# Kindle Touch Skins are up ...FYI



## auburn1975 (Sep 4, 2010)

Just saw that Amazon has finally added the available skins for the new Amazon Kindle Touch!
Which one will you get?
http://www.amazon.com/b/ref=amb_link_357627042_13?ie=UTF8&node=3013574011&pf_rd_m=ATVPDKIKX0DER&pf_rd_s=center-2&pf_rd_r=0MFNT9AV5QSMVQJE8GM5&pf_rd_t=101&pf_rd_p=1327706642&pf_rd_i=1268192011

updated: I went with Pallavi Paisley; it looked interesting.
http://www.amazon.com/gp/product/images/B005Z44RNW/ref=dp_image_z_0?ie=UTF8&n=370783011&s=fiona-hardware


----------



## Sheldon (Feb 4, 2011)

I have the library in matte finish on my K3 now and really love it, may do the same for my Touch.


----------



## PG4003 (Patricia) (Jan 30, 2010)

Interesting!  I wonder if this means Decal Girl would have a template for the Touch, I'll have to contact them.


----------



## derek alvah (Jul 2, 2010)

I wasn't going to bother with a skin for my new kindle due there not being much surface area on the front to show it off but I went ahead and ordered the Quest skin.


----------



## cls (Aug 18, 2010)

Thanks for the info. I had a Haiku skin for my kindle 3 that I loved, but replaced with a nokey from invisible defenders, now with no fading key problem on the touch I will be able to get that design again.


----------



## Cardinal (Feb 24, 2010)

Nice to see them!  Strange that they are at Amazon before Decal Girl's site.


----------



## Pushka (Oct 30, 2009)

Decal girl has designs for the kindle 4.  I think that is the touch?  So many new models I get confused.


----------



## Betsy the Quilter (Oct 27, 2008)

Most mentions of the Kindle 4 refer to the $79/$109 Kindle, the only new one that is available now, and a glance at their website (link above in the KB top menu group) indicates that yes, DecalGirl is using the term K4 for the $79/$109 version.  From the look of the listings on Amazon, it appears that DecalGirl will be using the term "Kindle Touch" for the Kindle Touch.    It is confusing to have so many new models come out at once!

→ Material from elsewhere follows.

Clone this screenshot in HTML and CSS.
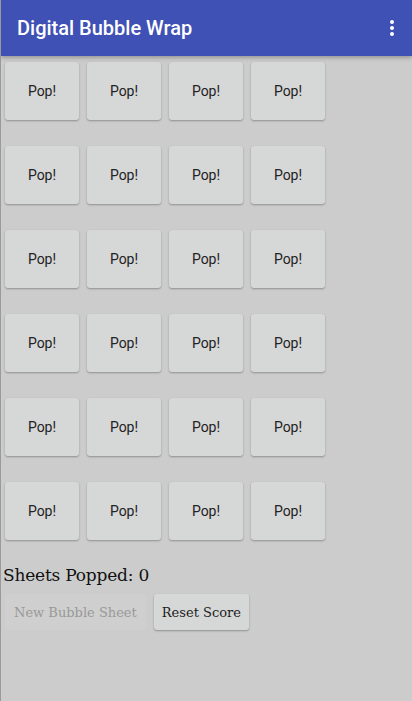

And note that the Amazon skins are from DecalGirl being sold through Amazon.  Which is how I purchased my first DecalGirl skin. 

Betsy


----------



## Pushka (Oct 30, 2009)

Betsy the Quilter said:


> Most mentions of the Kindle 4 to refer to the $79/$109 Kindle, the only new one that is available now, and a glance at their website (link above in the KB top menu group) indicates that yes, DecalGirl is using the term K4 for the $79/$109 version.
> 
> And note that the Amazon skins are from DecalGirl being sold through Amazon. Which is how I purchased my first DecalGirl skin.
> 
> Betsy


Oh my so confusing. I think Oberon refers to the kindle touch as the kindle but I could be wrong. Again


----------



## Betsy the Quilter (Oct 27, 2008)

Pushka said:


> Oh my so confusing. I think Oberon refers to the kindle touch as the kindle but I could be wrong. Again


There's a lot of that going around, LOL! I think things will standardize once they are all out. Be strong! 

Betsy


----------



## Betsy the Quilter (Oct 27, 2008)

Pushka--

a quick glance at Oberon's site shows they ARE using "Kindle Touch" for the Kindle Touch and "Kindle 4" for the $79/$109 Kindle.  But what is confusing is that when one goes to the "Pre-Order Kindle Touch" page, the Kindle shown, apparently to show how the device is attached, is a Kindle 4 ($79/$109).  Wait, I'm taking it back... that is a Kindle Touch.  They just look so much alike.  Now I'm confused, LOL!

Betsy


----------



## PG4003 (Patricia) (Jan 30, 2010)

I noticed these skins are for sale on Amazon, but it says with a delivery date of 2 to 3 weeks.  I contacted Decal Girl and asked why they aren't up on their site and they said they cannot put them up for sale on their site until Amazon starts shipping them.  I want to get the template so I can design my own, but they can't release that until Amazon starts shipping the K Touch.


----------



## auburn1975 (Sep 4, 2010)

I see that I am not alone in the status of Kindle K4/Touch/Fire naming convention of at least 3 'latest models".  I wish we had been there in that marketing review when this surly could have been prevented.  What were they thinking?


----------



## Betsy the Quilter (Oct 27, 2008)

Bear in mind that for Amazon, it's pretty simple.  The latest generation of their basic reader has always been simply "Kindle."  It's only out in the forums where terms like Kindle 1, Kindle 2, Kindle 3 are bandied about.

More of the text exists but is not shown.